* AIM
Look through the material below and give the number of lines holding "this", with no other words.

● ● ● ● ●

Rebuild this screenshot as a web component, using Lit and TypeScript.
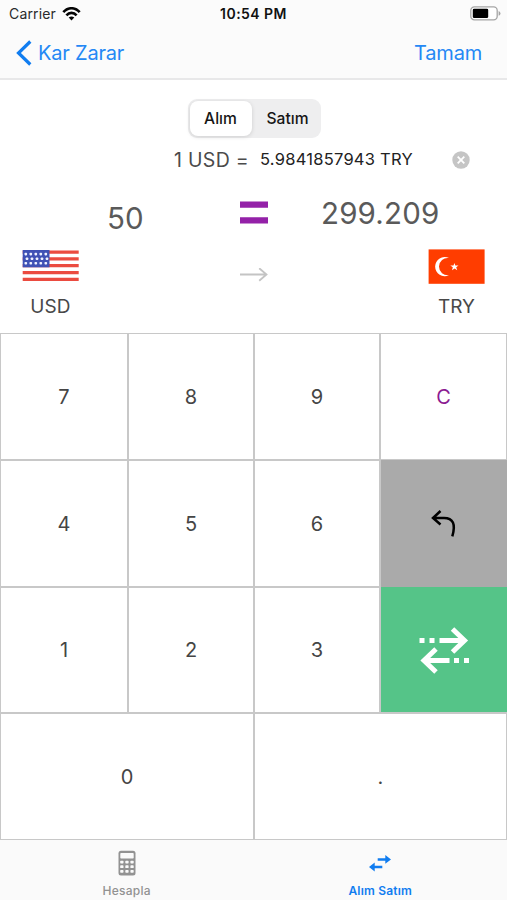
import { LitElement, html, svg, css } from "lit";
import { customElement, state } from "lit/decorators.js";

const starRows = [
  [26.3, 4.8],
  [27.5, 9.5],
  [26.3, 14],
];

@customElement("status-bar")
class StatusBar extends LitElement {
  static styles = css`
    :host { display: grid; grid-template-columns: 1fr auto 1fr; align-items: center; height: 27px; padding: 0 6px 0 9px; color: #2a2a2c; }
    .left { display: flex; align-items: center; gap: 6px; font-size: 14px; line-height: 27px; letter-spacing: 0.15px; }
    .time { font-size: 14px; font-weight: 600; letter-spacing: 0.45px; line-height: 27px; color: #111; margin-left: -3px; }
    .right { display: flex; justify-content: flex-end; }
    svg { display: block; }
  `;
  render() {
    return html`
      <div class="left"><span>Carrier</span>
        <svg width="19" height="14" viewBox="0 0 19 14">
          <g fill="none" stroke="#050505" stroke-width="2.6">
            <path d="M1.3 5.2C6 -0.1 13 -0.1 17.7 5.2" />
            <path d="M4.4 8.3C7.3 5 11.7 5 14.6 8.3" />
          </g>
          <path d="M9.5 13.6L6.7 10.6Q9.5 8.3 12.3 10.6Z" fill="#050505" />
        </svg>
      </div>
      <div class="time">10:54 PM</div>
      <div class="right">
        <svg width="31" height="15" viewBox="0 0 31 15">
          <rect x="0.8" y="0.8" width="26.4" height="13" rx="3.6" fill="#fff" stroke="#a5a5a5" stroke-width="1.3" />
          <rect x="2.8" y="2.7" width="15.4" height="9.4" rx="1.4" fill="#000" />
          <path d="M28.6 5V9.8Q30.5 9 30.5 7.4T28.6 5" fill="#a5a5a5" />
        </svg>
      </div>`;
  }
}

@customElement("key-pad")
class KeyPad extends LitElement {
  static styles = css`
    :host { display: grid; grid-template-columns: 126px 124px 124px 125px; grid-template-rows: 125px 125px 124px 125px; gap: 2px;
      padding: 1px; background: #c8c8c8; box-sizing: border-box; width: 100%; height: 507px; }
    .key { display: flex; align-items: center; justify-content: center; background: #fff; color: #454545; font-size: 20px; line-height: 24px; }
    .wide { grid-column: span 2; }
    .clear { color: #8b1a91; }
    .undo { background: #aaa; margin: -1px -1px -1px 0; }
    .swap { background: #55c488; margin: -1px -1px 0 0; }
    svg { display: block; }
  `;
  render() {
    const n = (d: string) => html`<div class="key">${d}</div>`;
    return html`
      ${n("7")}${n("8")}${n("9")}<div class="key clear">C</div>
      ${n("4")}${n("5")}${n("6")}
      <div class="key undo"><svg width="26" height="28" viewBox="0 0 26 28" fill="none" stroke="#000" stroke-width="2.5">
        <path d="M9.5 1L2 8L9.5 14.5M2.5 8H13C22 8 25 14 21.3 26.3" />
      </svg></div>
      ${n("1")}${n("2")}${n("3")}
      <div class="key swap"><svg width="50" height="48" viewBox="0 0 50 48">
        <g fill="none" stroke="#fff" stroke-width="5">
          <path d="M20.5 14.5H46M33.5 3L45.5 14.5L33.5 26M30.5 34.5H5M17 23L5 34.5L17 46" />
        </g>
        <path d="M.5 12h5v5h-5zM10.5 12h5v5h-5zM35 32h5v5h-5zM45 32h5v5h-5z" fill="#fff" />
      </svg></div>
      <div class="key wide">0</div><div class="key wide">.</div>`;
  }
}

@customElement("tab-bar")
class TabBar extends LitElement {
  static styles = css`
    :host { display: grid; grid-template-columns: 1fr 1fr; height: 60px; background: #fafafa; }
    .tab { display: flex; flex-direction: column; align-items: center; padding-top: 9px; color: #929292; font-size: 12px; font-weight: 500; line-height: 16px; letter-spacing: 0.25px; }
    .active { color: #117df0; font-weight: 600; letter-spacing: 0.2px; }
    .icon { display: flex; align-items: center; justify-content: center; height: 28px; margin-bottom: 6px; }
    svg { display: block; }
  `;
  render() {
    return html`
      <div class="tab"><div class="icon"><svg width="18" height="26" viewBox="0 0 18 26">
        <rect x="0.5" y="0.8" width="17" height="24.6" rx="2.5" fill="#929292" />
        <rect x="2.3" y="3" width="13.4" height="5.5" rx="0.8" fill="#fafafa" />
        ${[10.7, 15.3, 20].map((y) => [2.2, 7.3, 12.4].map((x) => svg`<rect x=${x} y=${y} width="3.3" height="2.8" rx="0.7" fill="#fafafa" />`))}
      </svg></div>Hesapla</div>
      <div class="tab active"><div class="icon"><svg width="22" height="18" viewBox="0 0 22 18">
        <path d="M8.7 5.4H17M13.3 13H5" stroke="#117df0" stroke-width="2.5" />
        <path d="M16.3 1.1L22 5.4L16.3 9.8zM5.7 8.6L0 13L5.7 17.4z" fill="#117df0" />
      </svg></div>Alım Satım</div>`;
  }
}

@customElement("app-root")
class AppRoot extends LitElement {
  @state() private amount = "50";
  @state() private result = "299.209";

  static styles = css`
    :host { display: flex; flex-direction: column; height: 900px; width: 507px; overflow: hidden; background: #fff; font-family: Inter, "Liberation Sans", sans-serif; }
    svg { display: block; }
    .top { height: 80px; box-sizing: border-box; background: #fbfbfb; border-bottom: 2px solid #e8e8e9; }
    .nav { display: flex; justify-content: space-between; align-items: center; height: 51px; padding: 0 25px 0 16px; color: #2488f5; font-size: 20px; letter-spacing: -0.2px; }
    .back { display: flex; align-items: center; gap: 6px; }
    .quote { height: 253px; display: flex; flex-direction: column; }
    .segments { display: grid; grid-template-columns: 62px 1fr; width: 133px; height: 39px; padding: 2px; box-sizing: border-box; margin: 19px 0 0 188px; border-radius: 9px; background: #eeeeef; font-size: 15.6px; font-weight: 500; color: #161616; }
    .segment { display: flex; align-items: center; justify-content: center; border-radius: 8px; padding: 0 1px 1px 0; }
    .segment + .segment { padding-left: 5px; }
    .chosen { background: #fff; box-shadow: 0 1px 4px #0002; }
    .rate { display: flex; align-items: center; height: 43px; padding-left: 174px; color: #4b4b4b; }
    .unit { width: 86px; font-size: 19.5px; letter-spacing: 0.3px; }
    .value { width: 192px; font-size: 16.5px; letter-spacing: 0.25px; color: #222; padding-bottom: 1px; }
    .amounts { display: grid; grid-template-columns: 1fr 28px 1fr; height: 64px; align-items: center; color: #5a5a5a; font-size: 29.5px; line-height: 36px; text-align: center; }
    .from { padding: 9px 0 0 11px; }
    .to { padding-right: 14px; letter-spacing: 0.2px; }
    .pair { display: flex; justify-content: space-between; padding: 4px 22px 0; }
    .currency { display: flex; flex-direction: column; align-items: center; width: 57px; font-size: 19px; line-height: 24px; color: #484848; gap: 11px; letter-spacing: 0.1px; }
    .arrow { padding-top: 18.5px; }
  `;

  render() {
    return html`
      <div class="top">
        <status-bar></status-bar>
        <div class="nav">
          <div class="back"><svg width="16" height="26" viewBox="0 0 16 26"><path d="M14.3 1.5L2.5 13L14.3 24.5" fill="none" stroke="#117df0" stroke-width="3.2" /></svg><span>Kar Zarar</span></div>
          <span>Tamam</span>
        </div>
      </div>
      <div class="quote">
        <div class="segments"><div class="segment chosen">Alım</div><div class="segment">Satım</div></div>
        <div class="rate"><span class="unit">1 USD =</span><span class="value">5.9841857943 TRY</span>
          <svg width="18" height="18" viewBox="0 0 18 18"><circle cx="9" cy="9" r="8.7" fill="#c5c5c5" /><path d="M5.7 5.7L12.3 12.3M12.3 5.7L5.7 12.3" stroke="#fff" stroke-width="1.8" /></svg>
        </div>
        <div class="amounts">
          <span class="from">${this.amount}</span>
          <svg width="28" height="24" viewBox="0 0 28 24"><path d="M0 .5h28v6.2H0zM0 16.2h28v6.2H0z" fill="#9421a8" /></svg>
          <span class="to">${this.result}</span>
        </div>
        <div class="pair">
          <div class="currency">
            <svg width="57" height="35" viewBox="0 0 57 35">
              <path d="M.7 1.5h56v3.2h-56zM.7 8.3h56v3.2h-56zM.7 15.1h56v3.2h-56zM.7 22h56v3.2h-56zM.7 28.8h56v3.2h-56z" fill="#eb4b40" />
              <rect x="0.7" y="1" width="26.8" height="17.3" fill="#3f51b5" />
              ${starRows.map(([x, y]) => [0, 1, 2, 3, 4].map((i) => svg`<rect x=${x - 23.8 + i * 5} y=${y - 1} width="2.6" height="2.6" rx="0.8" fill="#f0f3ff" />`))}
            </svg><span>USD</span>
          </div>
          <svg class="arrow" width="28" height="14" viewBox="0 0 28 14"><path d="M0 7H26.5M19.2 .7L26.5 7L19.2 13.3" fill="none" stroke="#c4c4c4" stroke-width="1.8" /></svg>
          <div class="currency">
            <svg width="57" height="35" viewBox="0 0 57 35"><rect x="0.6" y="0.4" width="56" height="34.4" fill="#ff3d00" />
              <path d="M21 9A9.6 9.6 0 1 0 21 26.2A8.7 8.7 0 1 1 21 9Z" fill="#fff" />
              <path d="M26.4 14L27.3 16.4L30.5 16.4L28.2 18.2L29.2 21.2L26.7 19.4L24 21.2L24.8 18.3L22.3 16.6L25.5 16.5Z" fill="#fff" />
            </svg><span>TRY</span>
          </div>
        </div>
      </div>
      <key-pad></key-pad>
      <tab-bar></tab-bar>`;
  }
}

● ● ● ● ●

* IN RESPONSE
3